Seriously, I could have married the guy quicker. I could have got a vicar round, put the phone on speaker and been legally bound in wedlock to Gavin Moneypenny, not that he’d want me given how unpleasant I was being.

‘So, Miss Kite, if I could now ask you, then, to give me the first digit of that five-digit…’

‘Three.’

‘Three…did you say? Three…lovely. Three. Now…’ Sound of typing in the background…‘Now. If I could just now ask you what… the…fourth digit in that five-digit passcode that you have there now is…please, Miss Kite…if you wouldn’t mind…’

‘Finished? Right, it’s also three.’

‘Three. That’s…three again…super. That’s…just…one  moment…that’s…three…there we… go! Now…’

A tip. If you interrupt Gavin Moneypenny because patience is not your strong suit and you fear your carotid artery is going to burst if he drags the processing of your fourth digit out any longer, then it will only make things worse. Because if you interrupt Gavin Moneypenny, he will go backwards.

For example: ‘Now, can I just say thank you very much for going through security with us today, Miss Kite. And now that you are through security…’
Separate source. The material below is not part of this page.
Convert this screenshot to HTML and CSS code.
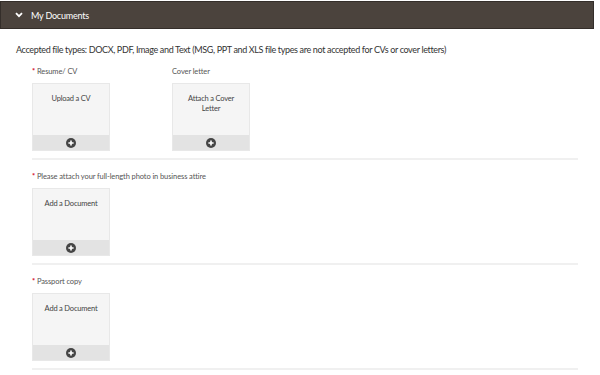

‘Is there much more of this?’

‘I’m sorry?’

‘Can we move things along? I’m in a hurry.’

‘Oh dear, yes, certainly, Miss Kite, I quite understand. Absolutely. I’m now going to move things along as quickly as I can, for you there, Miss Kite. So, first of all, can I just say thank you very much for bearing with me and going through security with us today, even though you’re in a hurry, there, yourself, and now that you are through that security process with us, here, today, Miss Kite, can I now just ask you how may I be of help to you?’

The more you object to the verbage, the further back in the conversation he will go. If you are especially impatient, Gavin Moneypenny will go right back to saying ‘Hello, good morning’.

Because you cannot beat the system. You cannot beat the system when it is being horrible to you. And you cannot beat the system when it is being ‘nice’.